Employing an illegal immigrant or an employee without a work permit has serious consequences for employers. There is a perception that illegal immigrants or employees without work permits do not enjoy any benefits of protections in terms of the labour relations laws in South African. This is a misguided perception, and employers should not be caught out.


The Immigration Act 13 of 2002 (“the Immigration Act”) provides for the admission of foreigners and their departure from South Africa, including foreigners’ ability to work in South Africa. The Immigration Act is read together with The Employment Services Act 4 of 2014 (“ESA”), which regulates the employment of foreigners. One of the main aims of ESA is to facilitate the employment of foreign nationals in a manner that is consistent with the objectives of the Immigration Act, which gives the Labour Court the powers to deal with issues regarding foreigners and the sanctions for non-compliance thereof.


Section 38 of the Immigration Act provides that no person shall employ an illegal foreigner, a foreigner whose status does not authorise him or her to be employed by such person or a foreigner on terms, conditions or in a capacity different from those contemplated in such foreigner’s status.


Section 38(2) of the Immigration Act states that a duty is placed on an employer to make an effort, in good faith, to ensure that no illegal foreigner is employed by it and to ascertain the status or citizenship of the persons it employs. Further, section 49(3) of the Immigration Act provides that anyone who knowingly employs an illegal foreigner or a foreigner in violation of the Immigration Act shall be guilty of an offence and liable to a fine or a period of imprisonment not exceeding one year for a first offence.


The Labour Relations Act (“the LRA”) is applicable regardless of the legal status of the employee. There is a view amongst some employers that they can transgress the labour regulations when it comes to employing foreigners. It is important to note that foreign employees, including those who do not have valid working visas, are afforded legal protection from unfair dismissal under the LRA and enjoy the same rights, benefits and recourse as a South African employee.

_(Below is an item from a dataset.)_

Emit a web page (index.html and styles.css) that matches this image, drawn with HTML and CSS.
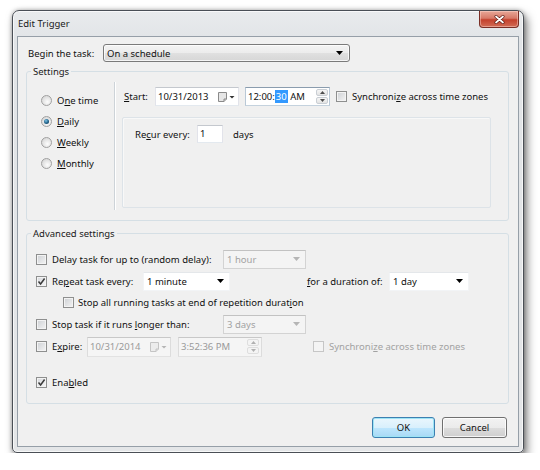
FILE: index.html
```html
<!DOCTYPE html>
<html>
<head>
<meta charset="utf-8">
<title>Edit Trigger</title>
<link rel="stylesheet" href="styles.css">
</head>
<body>
<div class="window">
  <div class="titlebar">
    <span class="title">Edit Trigger</span>
    <div class="close">
      <svg width="11" height="9" viewBox="0 0 11 9"><path d="M2 1.5 L9 7.5 M9 1.5 L2 7.5" stroke="#5a1a12" stroke-width="3" stroke-linecap="round"/><path d="M2 1.5 L9 7.5 M9 1.5 L2 7.5" stroke="#fff" stroke-width="1.7" stroke-linecap="round"/></svg>
    </div>
  </div>
  <div class="client">
    <div class="begin-row">
      <span class="begin-label">Begin the task:</span>
      <div class="combo-btn"><span>On a schedule</span><svg class="arrow" width="7" height="4" viewBox="0 0 7 4"><path d="M0 0H7L3.5 4Z" fill="#000"/></svg></div>
    </div>

    <fieldset class="group settings">
      <legend>Settings</legend>
      <div class="settings-body">
        <div class="radios">
          <div class="radio-row"><span class="radio"></span><span>O<u>n</u>e time</span></div>
          <div class="radio-row"><span class="radio on"><span class="dot"></span></span><span><u>D</u>aily</span></div>
          <div class="radio-row"><span class="radio"></span><span><u>W</u>eekly</span></div>
          <div class="radio-row"><span class="radio"></span><span><u>M</u>onthly</span></div>
        </div>
        <div class="sched">
          <div class="start-row">
            <span class="start-label"><u>S</u>tart:</span>
            <div class="field date">
              <span class="ftext">10/31/2013</span>
              <span class="cal">
                <svg width="18" height="10" viewBox="0 0 18 10"><path d="M0.5 0.5H8.5V7L6 9.5H0.5Z" fill="#e6e6e6" stroke="#8a8a8a"/><path d="M8.5 7H6V9.5" fill="#cfcfcf" stroke="#8a8a8a"/><path d="M11.5 4H16.5L14 6.5Z" fill="#333"/></svg>
              </span>
            </div>
            <div class="field time focus">
              <span class="ftext">12:00:<span class="sel">30</span> AM</span>
              <span class="spin"><span class="spin-up"><svg width="5" height="3" viewBox="0 0 5 3"><path d="M0 3H5L2.5 0Z" fill="#4d4d4d"/></svg></span><span class="spin-dn"><svg width="5" height="3" viewBox="0 0 5 3"><path d="M0 0H5L2.5 3Z" fill="#4d4d4d"/></svg></span></span>
            </div>
            <span class="check"></span>
            <span class="check-label">Synchroni<u>z</u>e across time zones</span>
          </div>
          <div class="recur-box">
            <div class="recur-row">
              <span class="recur-label">Re<u>c</u>ur every:</span>
              <div class="field num"><span class="ftext">1</span></div>
              <span>days</span>
            </div>
          </div>
        </div>
      </div>
    </fieldset>

    <fieldset class="group advanced">
      <legend>Advanced settings</legend>
      <div class="adv-body">
        <div class="row r1">
          <span class="check"></span>
          <span class="lbl w171">Delay task for up to (random delay):</span>
          <div class="combo disabled w83"><span>1 hour</span><svg width="7" height="4" viewBox="0 0 7 4"><path d="M0 0H7L3.5 4Z" fill="#b5b5b5"/></svg></div>
        </div>
        <div class="row r2">
          <span class="check on"><svg width="9" height="9" viewBox="0 0 9 9"><path d="M1.5 4.5L3.6 7L7.6 1.5" stroke="#3b3b3b" stroke-width="1.5" fill="none"/></svg></span>
          <span class="lbl w91">Re<u>p</u>eat task every:</span>
          <div class="combo edit w87"><span>1 minute</span><svg width="7" height="4" viewBox="0 0 7 4"><path d="M0 0H7L3.5 4Z" fill="#000"/></svg></div>
          <span class="lbl w82 dur"><u>f</u>or a duration of:</span>
          <div class="combo edit w80"><span>1 day</span><svg width="7" height="4" viewBox="0 0 7 4"><path d="M0 0H7L3.5 4Z" fill="#000"/></svg></div>
        </div>
        <div class="row r3">
          <span class="check"></span>
          <span class="lbl">Stop all running tasks at end of repetition durat<u>i</u>on</span>
        </div>
        <div class="row r4">
          <span class="check"></span>
          <span class="lbl w171">Stop task if it runs <u>l</u>onger than:</span>
          <div class="combo disabled w83"><span>3 days</span><svg width="7" height="4" viewBox="0 0 7 4"><path d="M0 0H7L3.5 4Z" fill="#b5b5b5"/></svg></div>
        </div>
        <div class="row r5">
          <span class="check"></span>
          <span class="lbl w35">E<u>x</u>pire:</span>
          <div class="field disabled d84">
            <span class="ftext">10/31/2014</span>
            <span class="cal">
              <svg width="18" height="10" viewBox="0 0 18 10"><path d="M0.5 0.5H8.5V7L6 9.5H0.5Z" fill="#ececec" stroke="#c4c4c4"/><path d="M8.5 7H6V9.5" fill="#dedede" stroke="#c4c4c4"/><path d="M11.5 4H16.5L14 6.5Z" fill="#b5b5b5"/></svg>
            </span>
          </div>
          <div class="field disabled d84 t2">
            <span class="ftext">3:52:36 PM</span>
            <span class="spin dis"><span class="spin-up"><svg width="5" height="3" viewBox="0 0 5 3"><path d="M0 3H5L2.5 0Z" fill="#b0b0b0"/></svg></span><span class="spin-dn"><svg width="5" height="3" viewBox="0 0 5 3"><path d="M0 0H5L2.5 3Z" fill="#b0b0b0"/></svg></span></span>
          </div>
          <span class="check dis sync2"></span>
          <span class="check-label dis-text">Synchroni<u>z</u>e across time zones</span>
        </div>
        <div class="row r6">
          <span class="check on"><svg width="9" height="9" viewBox="0 0 9 9"><path d="M1.5 4.5L3.6 7L7.6 1.5" stroke="#3b3b3b" stroke-width="1.5" fill="none"/></svg></span>
          <span class="lbl">Ena<u>b</u>led</span>
        </div>
      </div>
    </fieldset>

    <div class="buttons">
      <div class="btn default">OK</div>
      <div class="btn cancel">Cancel</div>
    </div>
  </div>
</div>
</body>
</html>
```

FILE: styles.css
```css
html, body {
  margin: 0;
  background: #ffffff;
}
body {
  font-family: "Noto Sans", "Open Sans", sans-serif;
  font-size: 9.5px;
  line-height: 13px;
  color: #111;
}
u { text-decoration-thickness: 1px; text-underline-offset: 1px; }

.window {
  margin: 10px 0 0 12px;
  width: 512px;
  height: 443px;
  box-sizing: border-box;
  border: 1px solid #4a4f56;
  border-radius: 7px 7px 5px 5px;
  background: linear-gradient(#e9ebed, #e1e4e7 30px, #e4e6e8);
  box-shadow: 3px 5px 10px rgba(0,0,0,0.5), 0 0 4px rgba(0,0,0,0.3), inset 0 0 0 1px rgba(255,255,255,0.7);
  display: flex;
  flex-direction: column;
}
.titlebar {
  height: 25px;
  display: flex;
  align-items: flex-start;
  padding-left: 5px;
}
.title {
  flex: 1;
  line-height: 25px;
  color: #1a1a1a;
}
.close {
  width: 40px;
  height: 17px;
  margin-right: 4px;
  box-sizing: border-box;
  border: 1px solid #7a2e25;
  border-top: none;
  border-radius: 0 0 4px 4px;
  background: linear-gradient(#e8a797, #d77a68 45%, #c4412d 55%, #d26c55);
  box-shadow: inset 0 0 0 1px rgba(255,220,210,0.45);
  display: flex;
  align-items: center;
  justify-content: center;
}

.client {
  margin: 0 4px 5px 4px;
  flex: 1;
  border: 1px solid #969fa8;
  background: #f0f0f0;
  display: flex;
  flex-direction: column;
}

.begin-row {
  margin-top: 7px;
  padding-left: 10px;
  display: flex;
  align-items: center;
}
.begin-label { width: 75px; }
.combo-btn {
  width: 247px;
  height: 18px;
  box-sizing: border-box;
  border: 1px solid #7a7a7a;
  border-radius: 3px;
  background: linear-gradient(#f3f3f3 0%, #ececec 50%, #e0e0e0 51%, #d6d6d6 100%);
  box-shadow: inset 0 0 0 1px rgba(255,255,255,0.75);
  display: flex;
  align-items: center;
  justify-content: space-between;
  padding: 0 6px 0 3px;
}

/* group boxes */
.group {
  margin: 0 0 0 8px;
  width: 483px;
  box-sizing: border-box;
  border: 1px solid #d5dfe5;
  border-radius: 3px;
  padding: 0 0 10px 0;
  min-inline-size: 0;
}
.group legend {
  padding: 0 2px;
  margin-left: 4px;
  line-height: 13px;
  color: #1a1a1a;
}
.settings { margin-top: 3px; }
.advanced { margin-top: 6px; }

.settings-body {
  display: flex;
  height: 128px;
  padding-top: 4px;
}
.radios {
  width: 87px;
  box-sizing: border-box;
  padding: 8px 0 0 14px;
}
.radio-row {
  height: 21px;
  display: flex;
  align-items: center;
  gap: 5px;
}
.radio {
  width: 11px;
  height: 11px;
  box-sizing: border-box;
  border-radius: 50%;
  border: 1px solid #a0a0a0;
  background: radial-gradient(circle at 60% 65%, #fdfdfd, #dcdcdc 70%, #cfcfcf);
  display: flex;
  align-items: center;
  justify-content: center;
}
.radio .dot {
  width: 5px;
  height: 5px;
  border-radius: 50%;
  background: radial-gradient(circle at 40% 35%, #7cc3e6, #1f5f86 55%, #103c58);
}

.sched {
  flex: 1;
  border-left: 1px solid #cdd3d8;
  box-shadow: inset 1px 0 0 #ffffff;
  padding: 5px 0 0 7px;
  box-sizing: border-box;
}
.start-row {
  height: 19px;
  padding-left: 2px;
  display: flex;
  align-items: center;
}
.start-label { width: 31px; }

.field {
  box-sizing: border-box;
  background: #ffffff;
  border: 1px solid;
  border-color: #c4c8ce #e2e3ea #e3e9ef #e2e3ea;
  display: flex;
  align-items: center;
  padding-left: 2px;
}
.field .ftext { flex: 1; white-space: nowrap; }
.field.date { width: 84px; height: 19px; }
.field.time { width: 85px; height: 19px; margin-left: 6px; padding-right: 1px; }
.field.focus { border-color: #8a9cae #b9c8d6 #c4d2de #b9c8d6; }
.field.num { width: 26px; height: 18px; margin-right: 10px; align-items: flex-start; padding-top: 1px; }
.sel { background: #3399ff; color: #fff; padding: 0 1px; }
.cal { display: flex; align-items: center; padding-right: 2px; }

.spin {
  width: 12px;
  height: 15px;
  display: flex;
  flex-direction: column;
  gap: 1px;
}
.spin-up, .spin-dn {
  flex: 1;
  box-sizing: border-box;
  border: 1px solid #c9ced4;
  border-radius: 2px;
  background: linear-gradient(#f6f6f6, #e3e3e3);
  display: flex;
  align-items: center;
  justify-content: center;
}
.spin.dis .spin-up, .spin.dis .spin-dn { border-color: #dedede; background: #f4f4f4; }

.check {
  width: 11px;
  height: 11px;
  box-sizing: border-box;
  border: 1px solid #8e8f8f;
  background: linear-gradient(135deg, #cdd0d4, #f4f4f4);
  box-shadow: inset 0 0 0 1px #f3f3f3;
  display: flex;
  align-items: center;
  justify-content: center;
  flex: none;
}
.check.on { background: linear-gradient(135deg, #d6d8dc, #f6f6f6); }
.check.dis { border-color: #c6c6c6; background: #f4f4f4; box-shadow: none; }
.start-row .check { margin-left: 6px; }
.check-label { margin-left: 5px; white-space: nowrap; }
.dis-text { color: #a2a2a2; }

.recur-box {
  margin-top: 11px;
  width: 369px;
  height: 91px;
  box-sizing: border-box;
  border: 1px solid #dde3e8;
  border-radius: 2px;
  box-shadow: inset 1px 1px 0 #f8f8f8;
  padding: 7px 0 0 12px;
}
.recur-row { display: flex; align-items: center; }
.recur-label { width: 62px; }

/* advanced */
.adv-body { padding-top: 8px; }
.row {
  display: flex;
  align-items: center;
  padding-left: 9px;
}
.row .check { margin-right: 5px; }
.r1, .r2, .r4 { height: 22px; }
.r3 { height: 21px; padding-left: 36px; }
.r3 .check { margin-right: 4px; }
.r5 { height: 23px; }
.r6 { height: 22px; margin-top: 13px; }
.lbl { white-space: nowrap; }
.w171 { width: 171px; }
.w91 { width: 91px; }
.w82 { width: 82px; }
.w35 { width: 35px; }
.dur { margin-left: 77px; }

.combo {
  box-sizing: border-box;
  height: 19px;
  display: flex;
  align-items: center;
  justify-content: space-between;
  padding: 0 5px 0 3px;
}
.combo.disabled {
  background: #f4f4f4;
  border: 1px solid #d3d3d3;
  border-top-color: #c2c2c2;
  color: #a2a2a2;
}
.combo.edit {
  background: #ffffff;
  border: 1px solid #f2f4f6;
  border-top-color: #e4e7ea;
}
.w83 { width: 83px; }
.w87 { width: 87px; }
.w80 { width: 80px; }

.field.disabled {
  background: #f5f5f5;
  border-color: #c8c8c8 #dcdcdc #e2e2e2 #dcdcdc;
  color: #9a9a9a;
}
.field.d84 { width: 84px; height: 20px; }
.field.t2 { margin-left: 7px; padding-right: 2px; }
.check.sync2 { margin-left: 51px; margin-right: 0; }

.buttons {
  margin-top: 13px;
  padding-right: 11px;
  display: flex;
  justify-content: flex-end;
  gap: 7px;
}
.btn {
  height: 21px;
  box-sizing: border-box;
  border: 1px solid #707070;
  border-radius: 3px;
  background: linear-gradient(#f2f2f2 0%, #ebebeb 50%, #dddddd 51%, #cfcfcf 100%);
  box-shadow: inset 0 0 0 1px rgba(255,255,255,0.8);
  display: flex;
  align-items: center;
  justify-content: center;
  color: #111;
}
.btn.default {
  width: 63px;
  border-color: #3c7fb1;
  background: linear-gradient(#eaf6fd 0%, #d9f0fc 50%, #bee6fd 51%, #a7d9f5 100%);
  box-shadow: inset 0 0 0 1px #9de4f5;
}
.btn.cancel { width: 65px; }
```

Section 213 of the LRA defines an ’employee’ as follows:

  • any person, excluding an independent contractor, who works for another person or for the state and who receives, or is entitled to receive, any remuneration; and
  • any other person who in any manner assists in carrying on or conducting the business of an employer.


The Constitution of the Republic of South Africa (“the Constitution”) provides that everyone has the right to fair labour practices, this right is not guaranteed for citizens only.


Importantly to note, the laws of South Africa do not declare the contract between the employer and the employee without a valid permit void but rather prohibits the act of employing a foreign national without valid documentation. In this instance, the liability falls on the employer, and the law does not penalise the action of the foreign person who accepts work without valid authorisation. It is the illegal employment of a foreigner that our law prohibits.


A foreign national whose work permit expires whilst employed or who at the time is employed without valid documents is still an employee in terms of the LRA. This means that the employee would have recourse to compensation in the case of an unfair dismissal through the CCMA. Such employees would not be entitled to reinstatement because such an order would be in contravention of the Immigration Act.


The above provisions were confirmed in the matter of Discovery Health Limited v CCMA & Others [2008] 7 BLLR 633 (LC), where the employee was dismissed after the expiry of his work permit. The employee referred an unfair dismissal dispute to the CCMA, where the question of the CCMA’s jurisdiction to hear the case was considered. The CCMA ruled that it did have jurisdiction to determine whether the employee had been unfairly dismissed and found further that the employee’s dismissal had been unfair. The Labour Court confirmed the above ruling on review.


It is important for employers to ensure that a foreign employee has a valid work permit before offering a contract of employment. Further, the employer must act fairly towards foreign employees because they enjoy the same rights contemplated in the LRA. This means hiring a foreign national does not excuse an employer from complying with the LRA when their permits have expired.